[DATA SHOWN]
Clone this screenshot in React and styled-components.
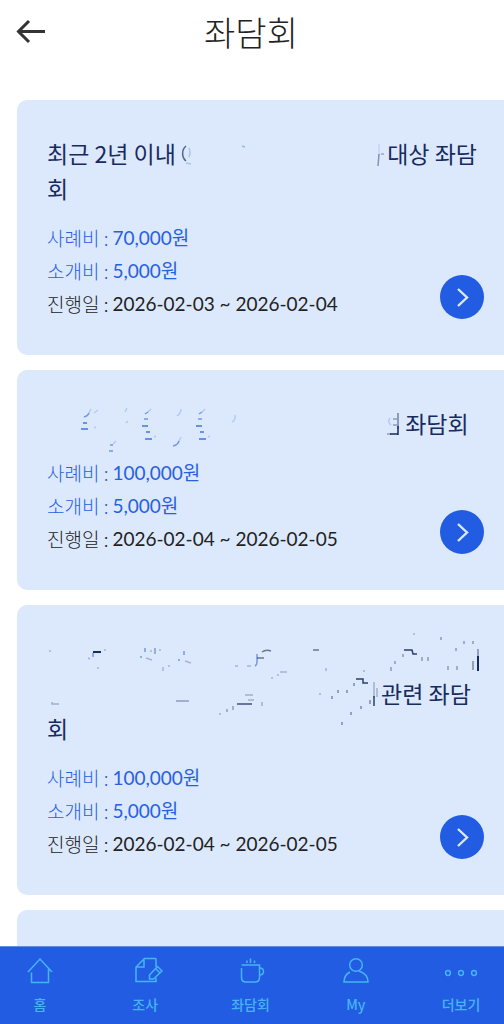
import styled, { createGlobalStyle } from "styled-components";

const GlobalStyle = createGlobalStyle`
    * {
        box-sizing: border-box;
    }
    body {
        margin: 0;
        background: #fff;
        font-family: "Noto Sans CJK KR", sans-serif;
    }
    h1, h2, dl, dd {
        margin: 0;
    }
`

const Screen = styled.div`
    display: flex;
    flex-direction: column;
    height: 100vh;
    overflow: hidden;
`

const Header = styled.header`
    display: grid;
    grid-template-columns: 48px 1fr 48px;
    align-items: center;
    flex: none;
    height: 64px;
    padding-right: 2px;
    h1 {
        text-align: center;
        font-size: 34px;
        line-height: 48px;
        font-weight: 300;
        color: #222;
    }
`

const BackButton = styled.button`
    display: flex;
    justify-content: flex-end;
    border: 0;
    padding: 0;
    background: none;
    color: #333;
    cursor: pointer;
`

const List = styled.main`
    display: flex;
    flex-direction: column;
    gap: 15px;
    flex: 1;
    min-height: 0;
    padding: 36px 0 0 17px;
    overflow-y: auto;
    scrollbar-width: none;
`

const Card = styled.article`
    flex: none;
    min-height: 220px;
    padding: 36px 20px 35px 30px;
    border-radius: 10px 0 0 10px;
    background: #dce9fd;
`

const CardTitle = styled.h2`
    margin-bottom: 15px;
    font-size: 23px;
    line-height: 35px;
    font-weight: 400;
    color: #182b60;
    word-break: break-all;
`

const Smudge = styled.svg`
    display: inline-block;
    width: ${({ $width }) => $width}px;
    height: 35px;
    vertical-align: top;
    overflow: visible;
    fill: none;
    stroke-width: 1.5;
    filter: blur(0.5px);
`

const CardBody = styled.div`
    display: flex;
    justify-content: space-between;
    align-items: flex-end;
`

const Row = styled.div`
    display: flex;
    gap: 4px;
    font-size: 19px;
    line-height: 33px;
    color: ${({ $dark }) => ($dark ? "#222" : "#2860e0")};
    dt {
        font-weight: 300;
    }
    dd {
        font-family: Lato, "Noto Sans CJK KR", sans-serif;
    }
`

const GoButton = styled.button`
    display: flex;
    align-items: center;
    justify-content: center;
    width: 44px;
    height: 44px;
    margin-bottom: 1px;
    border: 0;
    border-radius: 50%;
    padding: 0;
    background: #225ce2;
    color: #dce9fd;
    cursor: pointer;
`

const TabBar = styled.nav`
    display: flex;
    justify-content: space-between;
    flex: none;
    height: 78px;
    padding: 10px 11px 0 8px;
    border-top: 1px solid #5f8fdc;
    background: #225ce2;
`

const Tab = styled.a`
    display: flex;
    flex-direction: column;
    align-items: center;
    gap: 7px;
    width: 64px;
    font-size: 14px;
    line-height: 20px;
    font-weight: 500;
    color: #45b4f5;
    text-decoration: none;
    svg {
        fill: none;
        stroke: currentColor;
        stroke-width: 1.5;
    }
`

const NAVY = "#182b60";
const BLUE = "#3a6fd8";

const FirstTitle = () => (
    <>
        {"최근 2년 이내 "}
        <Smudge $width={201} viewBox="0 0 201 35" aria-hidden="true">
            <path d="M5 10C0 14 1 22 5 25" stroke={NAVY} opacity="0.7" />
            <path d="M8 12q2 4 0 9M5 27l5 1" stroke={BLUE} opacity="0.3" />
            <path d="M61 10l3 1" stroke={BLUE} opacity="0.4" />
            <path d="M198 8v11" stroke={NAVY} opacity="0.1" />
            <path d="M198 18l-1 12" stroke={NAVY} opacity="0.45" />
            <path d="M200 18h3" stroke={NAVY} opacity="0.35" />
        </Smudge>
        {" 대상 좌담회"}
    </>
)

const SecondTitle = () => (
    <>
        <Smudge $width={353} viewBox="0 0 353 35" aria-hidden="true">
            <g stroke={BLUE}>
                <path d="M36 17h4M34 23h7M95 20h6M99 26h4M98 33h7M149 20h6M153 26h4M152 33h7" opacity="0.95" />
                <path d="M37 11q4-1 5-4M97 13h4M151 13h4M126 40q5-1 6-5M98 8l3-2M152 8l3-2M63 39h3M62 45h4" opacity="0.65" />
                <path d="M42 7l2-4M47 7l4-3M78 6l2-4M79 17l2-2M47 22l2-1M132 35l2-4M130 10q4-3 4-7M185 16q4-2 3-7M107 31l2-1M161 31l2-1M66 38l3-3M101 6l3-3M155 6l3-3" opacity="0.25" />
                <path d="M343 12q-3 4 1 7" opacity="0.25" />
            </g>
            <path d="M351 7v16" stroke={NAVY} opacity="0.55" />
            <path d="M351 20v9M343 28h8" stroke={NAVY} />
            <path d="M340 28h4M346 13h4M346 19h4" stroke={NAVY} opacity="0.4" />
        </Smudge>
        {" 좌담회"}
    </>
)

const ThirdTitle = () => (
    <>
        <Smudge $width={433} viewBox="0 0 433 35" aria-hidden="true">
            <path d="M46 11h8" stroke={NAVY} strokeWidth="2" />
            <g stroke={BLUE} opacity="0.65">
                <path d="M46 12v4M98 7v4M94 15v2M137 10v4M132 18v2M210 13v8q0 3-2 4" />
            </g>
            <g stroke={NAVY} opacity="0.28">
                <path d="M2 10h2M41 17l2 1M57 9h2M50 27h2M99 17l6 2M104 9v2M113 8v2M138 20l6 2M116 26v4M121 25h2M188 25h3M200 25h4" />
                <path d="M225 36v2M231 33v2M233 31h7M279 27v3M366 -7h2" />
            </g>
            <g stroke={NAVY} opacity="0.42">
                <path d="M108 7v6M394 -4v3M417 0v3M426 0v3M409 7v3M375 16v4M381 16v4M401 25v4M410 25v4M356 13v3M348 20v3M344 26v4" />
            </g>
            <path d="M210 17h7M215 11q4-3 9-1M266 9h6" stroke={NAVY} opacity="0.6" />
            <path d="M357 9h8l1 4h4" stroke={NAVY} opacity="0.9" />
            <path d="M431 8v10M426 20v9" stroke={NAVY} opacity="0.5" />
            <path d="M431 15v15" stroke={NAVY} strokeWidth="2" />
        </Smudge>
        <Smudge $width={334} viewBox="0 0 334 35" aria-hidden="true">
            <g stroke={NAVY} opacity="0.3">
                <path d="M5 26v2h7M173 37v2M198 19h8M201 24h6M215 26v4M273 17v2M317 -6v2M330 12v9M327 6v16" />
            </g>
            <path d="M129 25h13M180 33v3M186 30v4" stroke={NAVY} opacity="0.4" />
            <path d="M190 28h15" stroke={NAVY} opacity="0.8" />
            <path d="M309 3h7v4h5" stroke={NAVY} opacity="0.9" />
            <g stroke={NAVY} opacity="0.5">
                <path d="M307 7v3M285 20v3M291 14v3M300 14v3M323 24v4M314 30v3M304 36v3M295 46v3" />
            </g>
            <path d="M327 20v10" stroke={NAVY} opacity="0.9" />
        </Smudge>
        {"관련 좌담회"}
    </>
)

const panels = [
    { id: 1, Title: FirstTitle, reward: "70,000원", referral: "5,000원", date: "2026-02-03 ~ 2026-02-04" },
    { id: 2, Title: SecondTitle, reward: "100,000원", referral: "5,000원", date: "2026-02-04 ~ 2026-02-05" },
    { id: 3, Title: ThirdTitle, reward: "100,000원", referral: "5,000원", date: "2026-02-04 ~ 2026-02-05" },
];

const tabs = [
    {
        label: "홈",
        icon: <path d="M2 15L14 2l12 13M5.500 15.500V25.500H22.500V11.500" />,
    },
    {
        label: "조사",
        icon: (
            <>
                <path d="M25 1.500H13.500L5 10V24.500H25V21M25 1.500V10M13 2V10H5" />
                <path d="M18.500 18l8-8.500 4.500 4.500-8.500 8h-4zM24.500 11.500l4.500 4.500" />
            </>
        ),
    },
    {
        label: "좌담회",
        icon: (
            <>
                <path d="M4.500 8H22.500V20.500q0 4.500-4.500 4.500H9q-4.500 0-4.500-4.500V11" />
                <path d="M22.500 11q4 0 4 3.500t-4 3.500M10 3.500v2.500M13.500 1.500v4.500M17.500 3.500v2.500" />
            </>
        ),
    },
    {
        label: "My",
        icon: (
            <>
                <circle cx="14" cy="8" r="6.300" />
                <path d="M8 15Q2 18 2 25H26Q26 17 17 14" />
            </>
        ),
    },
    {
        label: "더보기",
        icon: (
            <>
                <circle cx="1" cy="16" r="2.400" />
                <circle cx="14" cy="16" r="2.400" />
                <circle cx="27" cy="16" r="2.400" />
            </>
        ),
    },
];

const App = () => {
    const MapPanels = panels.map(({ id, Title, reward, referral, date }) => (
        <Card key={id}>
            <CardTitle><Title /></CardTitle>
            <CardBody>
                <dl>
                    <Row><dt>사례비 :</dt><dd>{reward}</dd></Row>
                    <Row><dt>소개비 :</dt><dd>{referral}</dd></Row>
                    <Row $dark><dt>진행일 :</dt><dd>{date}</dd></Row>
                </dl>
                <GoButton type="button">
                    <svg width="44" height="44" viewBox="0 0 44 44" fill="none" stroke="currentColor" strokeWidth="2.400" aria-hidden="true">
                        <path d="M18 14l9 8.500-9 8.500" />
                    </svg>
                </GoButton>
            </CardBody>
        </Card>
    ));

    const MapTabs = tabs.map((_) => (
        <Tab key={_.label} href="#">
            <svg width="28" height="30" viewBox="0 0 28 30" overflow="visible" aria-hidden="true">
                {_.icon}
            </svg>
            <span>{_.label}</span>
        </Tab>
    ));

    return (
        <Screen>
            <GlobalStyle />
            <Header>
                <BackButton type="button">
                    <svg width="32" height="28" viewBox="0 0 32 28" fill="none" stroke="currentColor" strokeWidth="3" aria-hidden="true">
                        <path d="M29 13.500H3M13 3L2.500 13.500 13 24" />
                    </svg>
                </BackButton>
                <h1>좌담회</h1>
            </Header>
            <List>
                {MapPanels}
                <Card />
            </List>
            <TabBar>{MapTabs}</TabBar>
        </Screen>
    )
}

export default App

[TASK TO COMPLETE] List every line above containing the word "components".

[SOLUTION FOR THIS PROBLEM]
Clone this screenshot in React and styled-components.
import styled, { createGlobalStyle } from "styled-components";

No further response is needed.